Write out each line that follows exactly as it stands, without the pictures.

--- Supplied information ---

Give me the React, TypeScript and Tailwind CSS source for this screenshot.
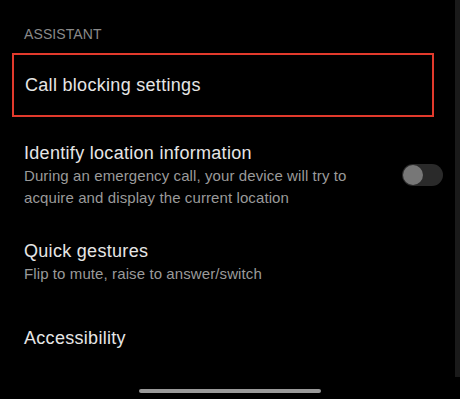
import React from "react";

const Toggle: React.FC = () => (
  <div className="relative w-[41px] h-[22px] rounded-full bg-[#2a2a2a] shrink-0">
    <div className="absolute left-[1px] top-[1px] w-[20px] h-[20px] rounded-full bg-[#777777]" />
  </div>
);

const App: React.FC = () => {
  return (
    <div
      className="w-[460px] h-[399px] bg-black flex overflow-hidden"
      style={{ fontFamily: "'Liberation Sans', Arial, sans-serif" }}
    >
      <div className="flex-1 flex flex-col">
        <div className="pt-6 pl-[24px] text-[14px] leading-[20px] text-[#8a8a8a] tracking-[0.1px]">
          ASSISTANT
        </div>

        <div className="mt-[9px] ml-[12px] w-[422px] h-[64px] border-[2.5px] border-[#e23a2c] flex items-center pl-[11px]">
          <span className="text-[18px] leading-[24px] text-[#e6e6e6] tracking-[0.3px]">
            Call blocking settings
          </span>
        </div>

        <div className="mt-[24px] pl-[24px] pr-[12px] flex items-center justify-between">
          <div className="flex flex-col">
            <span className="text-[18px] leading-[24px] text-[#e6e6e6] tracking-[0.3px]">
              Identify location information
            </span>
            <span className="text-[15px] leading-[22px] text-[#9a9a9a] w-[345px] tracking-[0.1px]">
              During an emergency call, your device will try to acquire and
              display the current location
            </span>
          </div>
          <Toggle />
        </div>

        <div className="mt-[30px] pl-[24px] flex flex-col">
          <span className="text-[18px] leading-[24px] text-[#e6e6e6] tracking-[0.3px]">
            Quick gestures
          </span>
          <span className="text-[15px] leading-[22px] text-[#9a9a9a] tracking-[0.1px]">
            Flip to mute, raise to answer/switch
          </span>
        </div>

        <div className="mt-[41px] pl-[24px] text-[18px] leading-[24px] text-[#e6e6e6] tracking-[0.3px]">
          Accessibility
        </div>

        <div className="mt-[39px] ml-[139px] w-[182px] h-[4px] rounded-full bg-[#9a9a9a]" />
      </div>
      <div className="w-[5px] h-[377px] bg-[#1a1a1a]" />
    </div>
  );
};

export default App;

---

## The output
Give me the React, TypeScript and Tailwind CSS source for this screenshot.
import React from "react";

const Toggle: React.FC = () => (
  <div className="relative w-[41px] h-[22px] rounded-full bg-[#2a2a2a] shrink-0">
    <div className="absolute left-[1px] top-[1px] w-[20px] h-[20px] rounded-full bg-[#777777]" />
  </div>
);

const App: React.FC = () => {
  return (
    <div
      className="w-[460px] h-[399px] bg-black flex overflow-hidden"
      style={{ fontFamily: "'Liberation Sans', Arial, sans-serif" }}
    >
      <div className="flex-1 flex flex-col">
        <div className="pt-6 pl-[24px] text-[14px] leading-[20px] text-[#8a8a8a] tracking-[0.1px]">
          ASSISTANT
        </div>

        <div className="mt-[9px] ml-[12px] w-[422px] h-[64px] border-[2.5px] border-[#e23a2c] flex items-center pl-[11px]">
          <span className="text-[18px] leading-[24px] text-[#e6e6e6] tracking-[0.3px]">
            Call blocking settings
          </span>
        </div>

        <div className="mt-[24px] pl-[24px] pr-[12px] flex items-center justify-between">
          <div className="flex flex-col">
            <span className="text-[18px] leading-[24px] text-[#e6e6e6] tracking-[0.3px]">
              Identify location information
            </span>
            <span className="text-[15px] leading-[22px] text-[#9a9a9a] w-[345px] tracking-[0.1px]">
              During an emergency call, your device will try to acquire and
              display the current location
            </span>
          </div>
          <Toggle />
        </div>

        <div className="mt-[30px] pl-[24px] flex flex-col">
          <span className="text-[18px] leading-[24px] text-[#e6e6e6] tracking-[0.3px]">
            Quick gestures
          </span>
          <span className="text-[15px] leading-[22px] text-[#9a9a9a] tracking-[0.1px]">
            Flip to mute, raise to answer/switch
          </span>
        </div>

        <div className="mt-[41px] pl-[24px] text-[18px] leading-[24px] text-[#e6e6e6] tracking-[0.3px]">
          Accessibility
        </div>

        <div className="mt-[39px] ml-[139px] w-[182px] h-[4px] rounded-full bg-[#9a9a9a]" />
      </div>
      <div className="w-[5px] h-[377px] bg-[#1a1a1a]" />
    </div>
  );
};

export default App;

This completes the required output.